SET TASK: Gather every line in the records below that contains the word "component".

SUPPLIED RECORDS:
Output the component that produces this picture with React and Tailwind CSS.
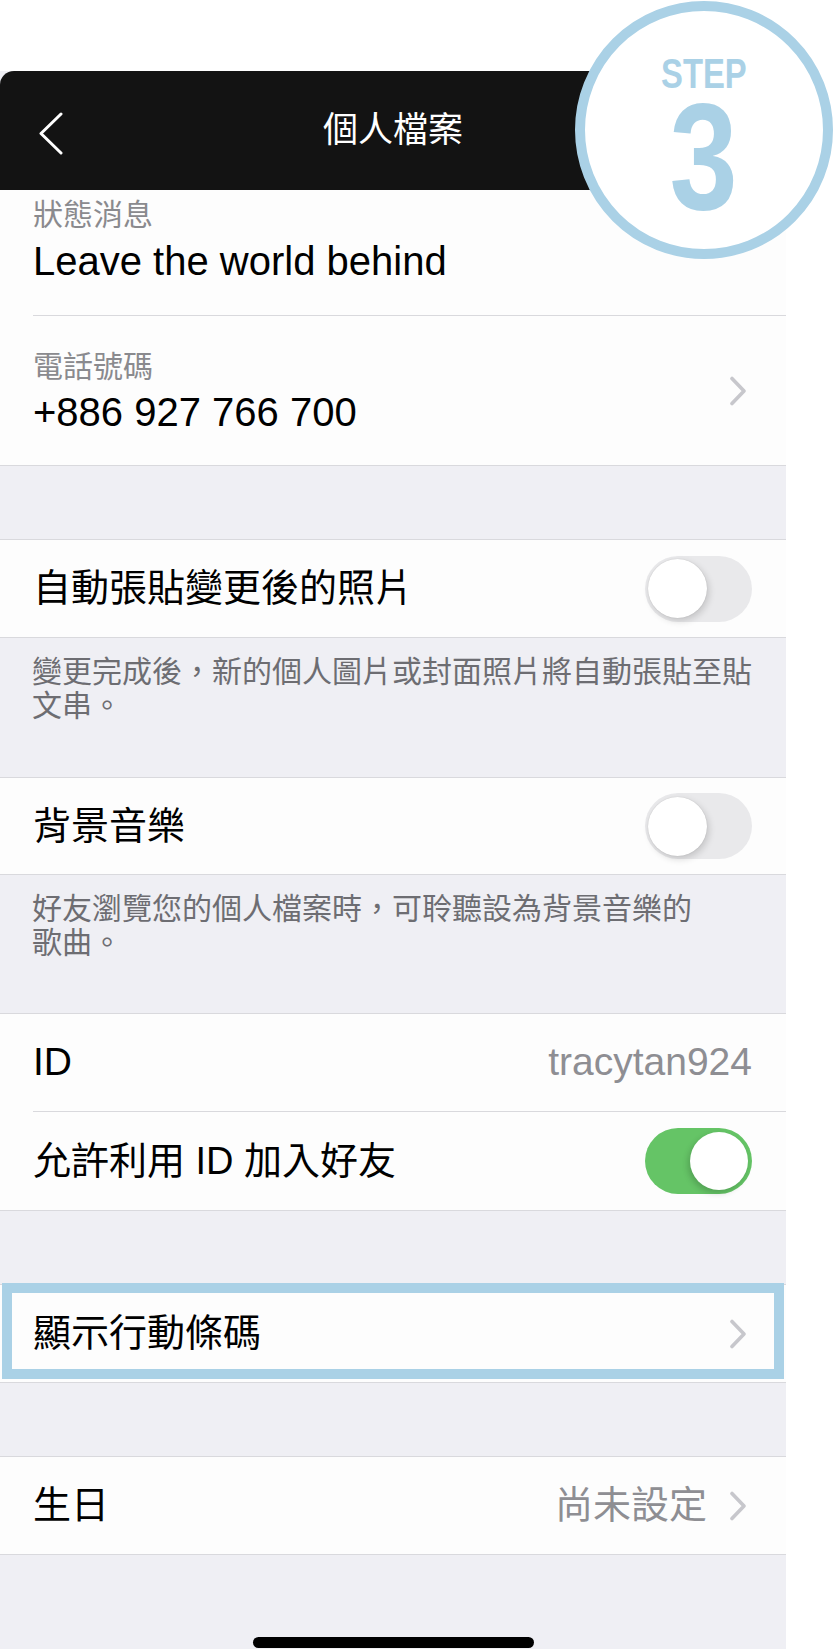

* * *

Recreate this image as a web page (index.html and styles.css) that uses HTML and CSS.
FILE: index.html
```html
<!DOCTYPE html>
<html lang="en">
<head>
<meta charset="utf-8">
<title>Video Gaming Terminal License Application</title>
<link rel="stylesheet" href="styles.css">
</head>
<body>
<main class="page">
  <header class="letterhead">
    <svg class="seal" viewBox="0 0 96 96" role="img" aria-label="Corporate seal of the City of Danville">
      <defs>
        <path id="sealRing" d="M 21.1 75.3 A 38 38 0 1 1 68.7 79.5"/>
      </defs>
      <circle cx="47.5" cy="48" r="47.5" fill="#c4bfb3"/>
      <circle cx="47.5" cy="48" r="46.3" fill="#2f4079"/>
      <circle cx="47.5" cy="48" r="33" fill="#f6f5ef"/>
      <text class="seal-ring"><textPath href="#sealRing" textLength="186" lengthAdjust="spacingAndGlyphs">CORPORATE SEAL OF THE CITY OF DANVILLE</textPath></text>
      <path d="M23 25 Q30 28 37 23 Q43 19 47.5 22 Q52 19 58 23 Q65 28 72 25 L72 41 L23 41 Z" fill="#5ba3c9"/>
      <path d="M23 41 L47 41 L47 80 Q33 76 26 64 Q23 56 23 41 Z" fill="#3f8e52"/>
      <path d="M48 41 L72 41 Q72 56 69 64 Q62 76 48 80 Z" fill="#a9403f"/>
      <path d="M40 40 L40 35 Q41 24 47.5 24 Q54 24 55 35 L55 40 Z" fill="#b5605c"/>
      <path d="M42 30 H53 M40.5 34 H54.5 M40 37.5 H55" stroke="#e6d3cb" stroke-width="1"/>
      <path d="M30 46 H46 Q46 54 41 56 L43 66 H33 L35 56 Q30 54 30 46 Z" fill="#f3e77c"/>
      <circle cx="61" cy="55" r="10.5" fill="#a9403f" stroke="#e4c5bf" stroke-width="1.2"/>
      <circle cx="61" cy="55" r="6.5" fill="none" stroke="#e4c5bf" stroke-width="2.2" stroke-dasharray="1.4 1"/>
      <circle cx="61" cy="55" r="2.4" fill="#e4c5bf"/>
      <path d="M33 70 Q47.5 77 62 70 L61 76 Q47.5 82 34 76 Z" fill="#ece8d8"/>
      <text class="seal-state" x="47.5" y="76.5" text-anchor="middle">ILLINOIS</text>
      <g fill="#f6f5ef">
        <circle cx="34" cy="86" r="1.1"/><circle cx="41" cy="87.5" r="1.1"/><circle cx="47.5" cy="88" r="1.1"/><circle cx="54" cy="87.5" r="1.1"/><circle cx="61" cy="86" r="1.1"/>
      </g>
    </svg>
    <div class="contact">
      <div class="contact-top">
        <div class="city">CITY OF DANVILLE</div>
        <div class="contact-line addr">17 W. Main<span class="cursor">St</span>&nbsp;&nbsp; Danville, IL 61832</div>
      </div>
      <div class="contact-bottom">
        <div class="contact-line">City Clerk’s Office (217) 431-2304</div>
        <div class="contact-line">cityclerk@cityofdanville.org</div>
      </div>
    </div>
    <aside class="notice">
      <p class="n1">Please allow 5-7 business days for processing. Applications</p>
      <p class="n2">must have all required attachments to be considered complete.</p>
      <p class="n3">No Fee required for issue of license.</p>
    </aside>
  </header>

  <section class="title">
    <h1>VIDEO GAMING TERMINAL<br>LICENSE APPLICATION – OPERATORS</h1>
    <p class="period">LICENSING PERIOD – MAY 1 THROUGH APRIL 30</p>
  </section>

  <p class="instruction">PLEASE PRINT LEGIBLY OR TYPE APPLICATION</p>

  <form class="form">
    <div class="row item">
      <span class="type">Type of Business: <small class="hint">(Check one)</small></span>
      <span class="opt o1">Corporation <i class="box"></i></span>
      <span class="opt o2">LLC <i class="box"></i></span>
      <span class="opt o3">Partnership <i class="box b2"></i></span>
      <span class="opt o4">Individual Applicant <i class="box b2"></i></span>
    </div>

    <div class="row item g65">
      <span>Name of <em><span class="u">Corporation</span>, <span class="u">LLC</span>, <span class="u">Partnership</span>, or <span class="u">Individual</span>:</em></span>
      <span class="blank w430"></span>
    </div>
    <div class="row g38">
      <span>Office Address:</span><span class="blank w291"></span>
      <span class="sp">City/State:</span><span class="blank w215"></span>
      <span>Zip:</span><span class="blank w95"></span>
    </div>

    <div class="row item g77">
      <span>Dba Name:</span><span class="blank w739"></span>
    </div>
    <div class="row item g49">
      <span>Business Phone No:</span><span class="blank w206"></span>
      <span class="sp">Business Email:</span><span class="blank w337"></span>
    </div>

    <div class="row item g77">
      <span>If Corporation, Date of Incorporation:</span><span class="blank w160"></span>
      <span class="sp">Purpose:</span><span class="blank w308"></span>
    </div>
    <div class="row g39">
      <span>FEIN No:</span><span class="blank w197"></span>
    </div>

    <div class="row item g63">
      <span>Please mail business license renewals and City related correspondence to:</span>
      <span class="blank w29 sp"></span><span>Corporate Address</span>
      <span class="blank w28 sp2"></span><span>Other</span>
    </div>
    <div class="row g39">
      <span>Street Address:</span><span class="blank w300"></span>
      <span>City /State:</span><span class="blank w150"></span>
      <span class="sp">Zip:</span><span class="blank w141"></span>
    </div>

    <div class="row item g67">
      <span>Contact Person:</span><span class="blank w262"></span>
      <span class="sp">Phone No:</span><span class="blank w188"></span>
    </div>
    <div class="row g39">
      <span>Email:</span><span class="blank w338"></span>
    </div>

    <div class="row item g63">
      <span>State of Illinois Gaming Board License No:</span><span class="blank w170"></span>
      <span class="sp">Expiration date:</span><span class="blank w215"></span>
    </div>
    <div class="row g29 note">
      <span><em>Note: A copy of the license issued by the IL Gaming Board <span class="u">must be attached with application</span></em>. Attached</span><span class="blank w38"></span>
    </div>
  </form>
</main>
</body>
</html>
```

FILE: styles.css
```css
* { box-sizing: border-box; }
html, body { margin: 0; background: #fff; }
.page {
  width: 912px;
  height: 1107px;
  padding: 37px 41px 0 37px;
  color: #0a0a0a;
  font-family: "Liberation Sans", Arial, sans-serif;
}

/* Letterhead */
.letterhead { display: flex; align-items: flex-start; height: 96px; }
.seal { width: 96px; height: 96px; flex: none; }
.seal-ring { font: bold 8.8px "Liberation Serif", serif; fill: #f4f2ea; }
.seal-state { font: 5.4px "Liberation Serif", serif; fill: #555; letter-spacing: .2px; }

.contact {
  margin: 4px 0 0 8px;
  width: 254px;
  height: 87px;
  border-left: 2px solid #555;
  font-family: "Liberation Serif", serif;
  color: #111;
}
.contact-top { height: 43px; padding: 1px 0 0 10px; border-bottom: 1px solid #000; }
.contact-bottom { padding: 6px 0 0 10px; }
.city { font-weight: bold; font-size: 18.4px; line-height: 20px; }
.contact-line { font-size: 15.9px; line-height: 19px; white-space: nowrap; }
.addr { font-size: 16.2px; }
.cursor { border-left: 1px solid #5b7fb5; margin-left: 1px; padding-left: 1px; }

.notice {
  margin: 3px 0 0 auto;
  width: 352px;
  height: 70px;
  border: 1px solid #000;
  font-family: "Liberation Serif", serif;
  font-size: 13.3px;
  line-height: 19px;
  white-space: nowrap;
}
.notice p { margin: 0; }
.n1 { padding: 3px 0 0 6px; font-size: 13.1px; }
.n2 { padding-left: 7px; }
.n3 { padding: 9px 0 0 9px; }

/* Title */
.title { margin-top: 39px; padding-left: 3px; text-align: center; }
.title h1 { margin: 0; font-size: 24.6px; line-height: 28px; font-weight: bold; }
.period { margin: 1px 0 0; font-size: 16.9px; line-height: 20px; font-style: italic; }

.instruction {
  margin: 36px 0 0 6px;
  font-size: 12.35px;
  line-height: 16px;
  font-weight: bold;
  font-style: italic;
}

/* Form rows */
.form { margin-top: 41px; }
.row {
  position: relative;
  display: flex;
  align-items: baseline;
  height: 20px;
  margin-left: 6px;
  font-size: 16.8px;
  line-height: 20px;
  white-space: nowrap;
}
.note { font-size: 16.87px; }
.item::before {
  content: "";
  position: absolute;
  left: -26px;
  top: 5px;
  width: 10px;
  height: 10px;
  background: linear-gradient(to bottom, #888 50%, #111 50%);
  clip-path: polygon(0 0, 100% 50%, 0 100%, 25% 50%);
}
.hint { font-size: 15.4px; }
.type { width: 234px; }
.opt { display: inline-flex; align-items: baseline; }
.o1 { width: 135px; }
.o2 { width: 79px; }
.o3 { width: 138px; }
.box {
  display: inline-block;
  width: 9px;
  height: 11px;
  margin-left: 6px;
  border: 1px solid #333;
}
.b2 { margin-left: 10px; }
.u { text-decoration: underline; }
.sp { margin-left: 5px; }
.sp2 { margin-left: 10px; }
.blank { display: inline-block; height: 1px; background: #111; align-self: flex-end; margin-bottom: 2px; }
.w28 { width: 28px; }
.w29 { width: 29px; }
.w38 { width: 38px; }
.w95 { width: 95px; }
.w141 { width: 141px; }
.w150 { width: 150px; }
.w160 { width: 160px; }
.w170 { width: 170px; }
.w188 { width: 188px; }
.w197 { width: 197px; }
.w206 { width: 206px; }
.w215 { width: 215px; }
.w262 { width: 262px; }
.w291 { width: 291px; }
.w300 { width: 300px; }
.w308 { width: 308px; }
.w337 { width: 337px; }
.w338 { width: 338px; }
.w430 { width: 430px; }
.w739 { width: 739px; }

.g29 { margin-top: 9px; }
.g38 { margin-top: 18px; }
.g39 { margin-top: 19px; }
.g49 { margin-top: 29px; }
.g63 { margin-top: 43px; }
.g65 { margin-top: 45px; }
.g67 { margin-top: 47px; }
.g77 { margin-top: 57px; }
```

* * *

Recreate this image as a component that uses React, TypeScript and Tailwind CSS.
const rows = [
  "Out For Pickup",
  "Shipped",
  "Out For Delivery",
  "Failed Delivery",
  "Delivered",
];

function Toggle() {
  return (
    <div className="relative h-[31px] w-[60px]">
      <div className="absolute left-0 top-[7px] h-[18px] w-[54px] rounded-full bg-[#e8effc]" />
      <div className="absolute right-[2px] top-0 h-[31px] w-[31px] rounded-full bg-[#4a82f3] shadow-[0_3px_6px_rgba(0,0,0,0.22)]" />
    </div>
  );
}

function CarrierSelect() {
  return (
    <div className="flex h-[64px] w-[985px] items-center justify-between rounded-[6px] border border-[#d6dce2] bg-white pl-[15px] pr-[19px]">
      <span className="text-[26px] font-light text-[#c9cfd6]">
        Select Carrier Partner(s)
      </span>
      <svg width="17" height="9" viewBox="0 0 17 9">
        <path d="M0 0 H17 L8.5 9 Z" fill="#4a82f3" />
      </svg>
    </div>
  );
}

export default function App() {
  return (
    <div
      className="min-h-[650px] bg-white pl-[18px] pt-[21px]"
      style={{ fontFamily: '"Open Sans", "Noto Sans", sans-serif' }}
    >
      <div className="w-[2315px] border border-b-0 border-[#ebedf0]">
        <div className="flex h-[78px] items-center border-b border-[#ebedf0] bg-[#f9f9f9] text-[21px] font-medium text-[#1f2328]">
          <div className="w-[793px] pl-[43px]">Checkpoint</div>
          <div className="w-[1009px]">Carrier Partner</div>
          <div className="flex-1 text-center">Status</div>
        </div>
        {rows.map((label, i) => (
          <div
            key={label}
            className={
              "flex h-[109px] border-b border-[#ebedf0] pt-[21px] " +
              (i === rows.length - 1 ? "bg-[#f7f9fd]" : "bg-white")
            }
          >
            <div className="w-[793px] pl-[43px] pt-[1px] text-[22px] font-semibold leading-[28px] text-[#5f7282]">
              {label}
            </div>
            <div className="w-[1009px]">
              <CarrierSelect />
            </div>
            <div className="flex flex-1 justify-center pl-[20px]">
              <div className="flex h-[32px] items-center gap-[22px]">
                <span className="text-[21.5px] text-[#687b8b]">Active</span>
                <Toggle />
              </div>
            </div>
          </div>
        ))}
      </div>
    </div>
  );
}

EXERCISE OUTPUT:
Output the component that produces this picture with React and Tailwind CSS.
Recreate this image as a component that uses React, TypeScript and Tailwind CSS.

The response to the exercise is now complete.